**Exercise**
Of all the lines in the data below, how many contain "page"? Report that number alone.

**Records to process**
..............................
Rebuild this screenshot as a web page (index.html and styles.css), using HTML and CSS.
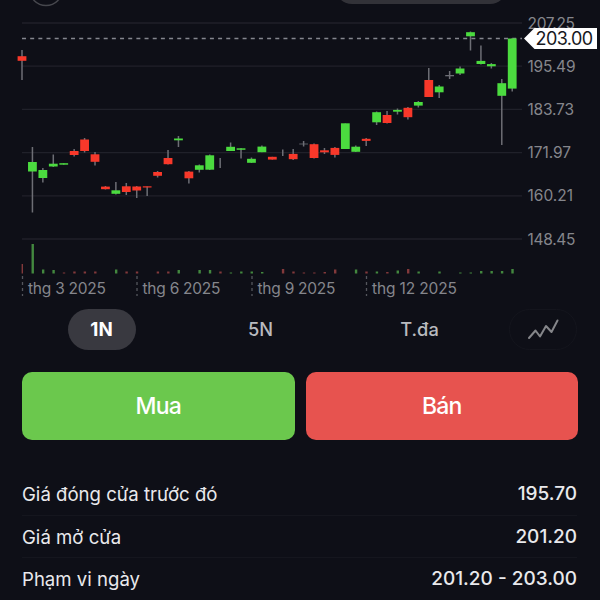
..............................
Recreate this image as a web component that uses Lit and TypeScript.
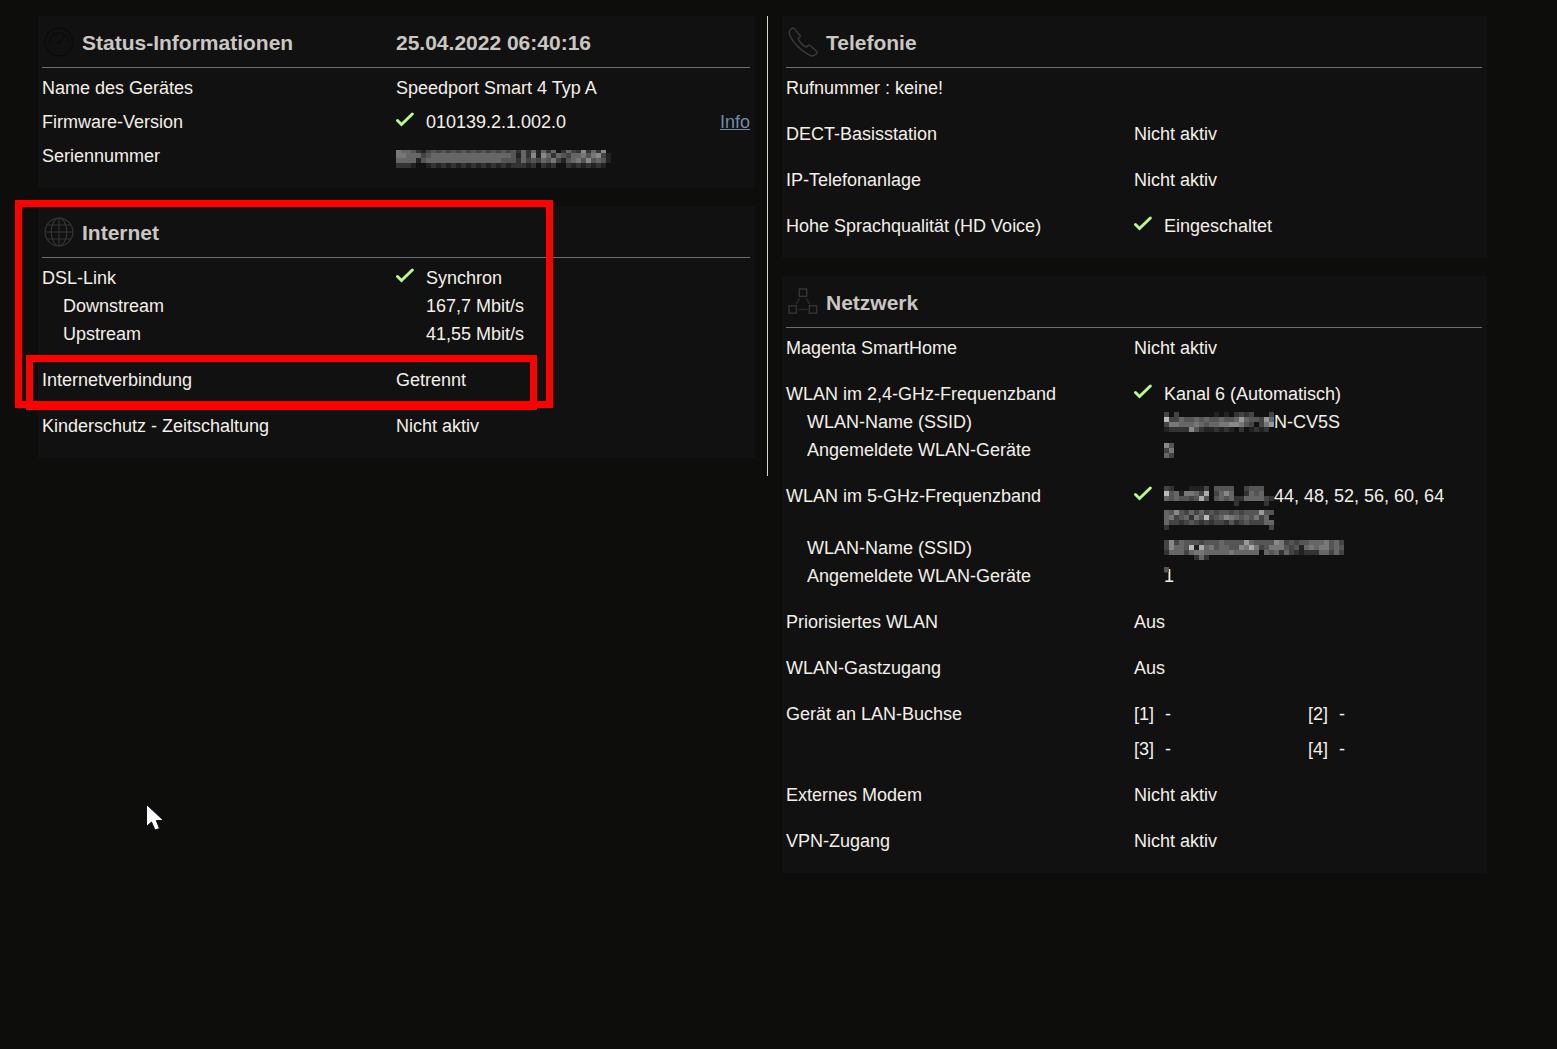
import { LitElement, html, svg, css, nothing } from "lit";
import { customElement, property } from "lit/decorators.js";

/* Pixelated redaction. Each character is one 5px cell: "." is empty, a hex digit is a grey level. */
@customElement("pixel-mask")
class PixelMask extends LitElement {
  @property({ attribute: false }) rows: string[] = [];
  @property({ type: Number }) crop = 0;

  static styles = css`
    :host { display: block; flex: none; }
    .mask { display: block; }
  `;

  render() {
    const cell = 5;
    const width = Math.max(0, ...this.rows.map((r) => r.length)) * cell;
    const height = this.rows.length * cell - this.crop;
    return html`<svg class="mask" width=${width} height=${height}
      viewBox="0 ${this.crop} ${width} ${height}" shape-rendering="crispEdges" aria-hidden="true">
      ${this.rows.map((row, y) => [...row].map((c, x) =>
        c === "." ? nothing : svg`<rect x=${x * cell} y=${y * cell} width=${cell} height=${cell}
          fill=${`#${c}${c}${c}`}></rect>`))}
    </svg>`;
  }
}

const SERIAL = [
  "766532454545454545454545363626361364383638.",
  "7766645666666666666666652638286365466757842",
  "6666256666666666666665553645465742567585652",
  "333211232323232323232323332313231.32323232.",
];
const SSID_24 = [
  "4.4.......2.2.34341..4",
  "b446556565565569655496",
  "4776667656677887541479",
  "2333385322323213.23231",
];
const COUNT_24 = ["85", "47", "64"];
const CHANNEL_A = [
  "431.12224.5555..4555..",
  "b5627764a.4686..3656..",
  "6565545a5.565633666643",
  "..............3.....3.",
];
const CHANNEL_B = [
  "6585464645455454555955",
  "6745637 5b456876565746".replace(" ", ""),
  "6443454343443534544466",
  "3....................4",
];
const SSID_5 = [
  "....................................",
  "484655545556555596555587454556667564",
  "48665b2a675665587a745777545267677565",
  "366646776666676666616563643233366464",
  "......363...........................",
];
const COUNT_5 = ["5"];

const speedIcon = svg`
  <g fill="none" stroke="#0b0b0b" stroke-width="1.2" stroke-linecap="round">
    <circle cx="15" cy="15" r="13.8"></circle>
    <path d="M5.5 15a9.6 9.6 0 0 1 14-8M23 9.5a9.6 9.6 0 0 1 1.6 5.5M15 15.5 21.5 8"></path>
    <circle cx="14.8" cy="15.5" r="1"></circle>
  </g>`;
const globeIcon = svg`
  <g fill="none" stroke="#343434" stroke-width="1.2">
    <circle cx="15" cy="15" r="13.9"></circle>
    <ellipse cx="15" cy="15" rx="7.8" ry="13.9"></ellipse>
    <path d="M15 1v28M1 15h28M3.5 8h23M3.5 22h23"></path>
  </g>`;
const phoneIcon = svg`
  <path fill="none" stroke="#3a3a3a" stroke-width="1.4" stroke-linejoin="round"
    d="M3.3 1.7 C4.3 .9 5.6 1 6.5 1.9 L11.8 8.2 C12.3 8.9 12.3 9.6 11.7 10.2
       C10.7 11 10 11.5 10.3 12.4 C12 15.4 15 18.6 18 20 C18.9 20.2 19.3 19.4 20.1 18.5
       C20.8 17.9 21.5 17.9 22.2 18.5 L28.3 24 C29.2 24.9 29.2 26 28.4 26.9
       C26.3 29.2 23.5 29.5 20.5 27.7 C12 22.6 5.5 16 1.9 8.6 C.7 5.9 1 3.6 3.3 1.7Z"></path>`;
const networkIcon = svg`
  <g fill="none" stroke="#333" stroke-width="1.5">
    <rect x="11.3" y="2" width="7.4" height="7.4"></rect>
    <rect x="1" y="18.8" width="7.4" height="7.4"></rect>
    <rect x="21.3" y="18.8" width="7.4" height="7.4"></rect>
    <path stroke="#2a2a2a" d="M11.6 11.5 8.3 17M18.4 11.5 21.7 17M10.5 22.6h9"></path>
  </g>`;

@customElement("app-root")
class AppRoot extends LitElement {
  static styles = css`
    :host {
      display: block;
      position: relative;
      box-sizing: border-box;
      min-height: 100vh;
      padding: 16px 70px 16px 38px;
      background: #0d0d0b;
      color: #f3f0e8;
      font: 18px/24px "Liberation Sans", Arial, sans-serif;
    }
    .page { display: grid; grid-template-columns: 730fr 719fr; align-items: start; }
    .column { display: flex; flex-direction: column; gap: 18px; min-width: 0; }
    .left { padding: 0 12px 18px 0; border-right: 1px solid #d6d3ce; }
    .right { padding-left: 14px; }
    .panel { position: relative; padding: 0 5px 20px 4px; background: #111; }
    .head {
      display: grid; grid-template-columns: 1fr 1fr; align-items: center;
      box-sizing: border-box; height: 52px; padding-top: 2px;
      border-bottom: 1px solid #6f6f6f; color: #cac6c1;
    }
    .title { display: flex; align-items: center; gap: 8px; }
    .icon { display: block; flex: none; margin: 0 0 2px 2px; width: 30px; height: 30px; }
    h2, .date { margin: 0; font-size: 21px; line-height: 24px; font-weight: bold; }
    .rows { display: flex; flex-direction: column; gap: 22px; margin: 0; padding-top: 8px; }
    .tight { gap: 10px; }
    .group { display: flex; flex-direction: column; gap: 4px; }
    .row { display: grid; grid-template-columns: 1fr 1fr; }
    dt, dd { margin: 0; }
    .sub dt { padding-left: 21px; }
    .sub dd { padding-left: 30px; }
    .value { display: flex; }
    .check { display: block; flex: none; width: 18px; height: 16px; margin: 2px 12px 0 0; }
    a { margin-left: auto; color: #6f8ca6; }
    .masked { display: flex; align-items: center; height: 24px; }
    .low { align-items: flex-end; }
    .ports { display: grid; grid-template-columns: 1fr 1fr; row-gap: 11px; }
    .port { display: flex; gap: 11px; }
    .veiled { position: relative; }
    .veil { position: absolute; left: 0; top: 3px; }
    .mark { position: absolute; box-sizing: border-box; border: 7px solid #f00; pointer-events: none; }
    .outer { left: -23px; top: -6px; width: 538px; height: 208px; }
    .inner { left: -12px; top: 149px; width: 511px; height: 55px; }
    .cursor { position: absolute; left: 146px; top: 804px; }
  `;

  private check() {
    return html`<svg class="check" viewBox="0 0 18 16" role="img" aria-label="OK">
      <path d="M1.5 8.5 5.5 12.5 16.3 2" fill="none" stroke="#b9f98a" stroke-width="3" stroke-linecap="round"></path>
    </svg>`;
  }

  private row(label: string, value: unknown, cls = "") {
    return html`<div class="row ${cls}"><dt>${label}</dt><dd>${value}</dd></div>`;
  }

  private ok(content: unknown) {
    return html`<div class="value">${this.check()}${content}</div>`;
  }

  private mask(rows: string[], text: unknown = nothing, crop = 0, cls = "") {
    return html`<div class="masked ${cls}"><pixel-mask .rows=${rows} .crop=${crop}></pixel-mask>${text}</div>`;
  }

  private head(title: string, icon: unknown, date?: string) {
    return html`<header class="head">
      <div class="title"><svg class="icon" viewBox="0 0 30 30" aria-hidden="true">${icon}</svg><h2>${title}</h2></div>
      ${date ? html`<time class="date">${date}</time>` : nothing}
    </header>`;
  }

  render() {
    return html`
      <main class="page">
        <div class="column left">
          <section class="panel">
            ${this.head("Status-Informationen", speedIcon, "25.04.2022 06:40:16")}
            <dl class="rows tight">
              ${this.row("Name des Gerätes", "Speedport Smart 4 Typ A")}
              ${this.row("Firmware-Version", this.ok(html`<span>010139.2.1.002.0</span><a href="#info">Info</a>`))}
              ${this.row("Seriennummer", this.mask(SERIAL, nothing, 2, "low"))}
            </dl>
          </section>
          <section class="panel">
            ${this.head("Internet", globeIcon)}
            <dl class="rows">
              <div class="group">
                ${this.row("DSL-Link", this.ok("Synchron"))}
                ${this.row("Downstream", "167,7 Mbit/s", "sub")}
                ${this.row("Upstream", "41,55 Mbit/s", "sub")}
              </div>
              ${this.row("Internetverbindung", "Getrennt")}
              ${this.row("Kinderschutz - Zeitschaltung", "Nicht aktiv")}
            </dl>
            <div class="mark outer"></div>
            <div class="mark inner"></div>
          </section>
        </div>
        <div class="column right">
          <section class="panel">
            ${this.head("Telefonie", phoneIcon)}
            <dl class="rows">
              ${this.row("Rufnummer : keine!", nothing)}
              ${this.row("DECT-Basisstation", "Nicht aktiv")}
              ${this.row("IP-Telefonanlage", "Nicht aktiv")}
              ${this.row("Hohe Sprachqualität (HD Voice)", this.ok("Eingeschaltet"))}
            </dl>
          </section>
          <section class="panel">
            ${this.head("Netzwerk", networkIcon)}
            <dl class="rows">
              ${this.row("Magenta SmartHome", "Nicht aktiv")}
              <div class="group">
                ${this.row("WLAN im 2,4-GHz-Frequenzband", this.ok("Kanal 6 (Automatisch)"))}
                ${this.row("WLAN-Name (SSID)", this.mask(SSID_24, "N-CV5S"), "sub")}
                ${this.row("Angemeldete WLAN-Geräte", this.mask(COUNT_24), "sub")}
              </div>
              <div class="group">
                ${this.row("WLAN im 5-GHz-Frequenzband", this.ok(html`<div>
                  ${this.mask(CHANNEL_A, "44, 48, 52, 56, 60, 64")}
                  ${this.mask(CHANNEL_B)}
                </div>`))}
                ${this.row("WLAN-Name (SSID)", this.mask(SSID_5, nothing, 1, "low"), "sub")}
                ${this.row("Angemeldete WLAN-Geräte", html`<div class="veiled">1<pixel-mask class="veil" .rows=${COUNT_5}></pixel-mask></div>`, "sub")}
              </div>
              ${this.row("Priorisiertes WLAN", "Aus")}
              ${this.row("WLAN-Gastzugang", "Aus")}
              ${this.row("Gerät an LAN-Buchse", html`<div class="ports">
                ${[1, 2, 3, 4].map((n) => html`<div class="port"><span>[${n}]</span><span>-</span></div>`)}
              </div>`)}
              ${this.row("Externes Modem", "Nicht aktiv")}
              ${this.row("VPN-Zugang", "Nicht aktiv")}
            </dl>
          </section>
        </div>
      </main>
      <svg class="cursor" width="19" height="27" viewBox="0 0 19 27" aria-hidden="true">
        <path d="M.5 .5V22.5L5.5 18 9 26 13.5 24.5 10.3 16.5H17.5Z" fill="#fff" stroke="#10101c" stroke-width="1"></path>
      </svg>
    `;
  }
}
..............................
**Expected output**
3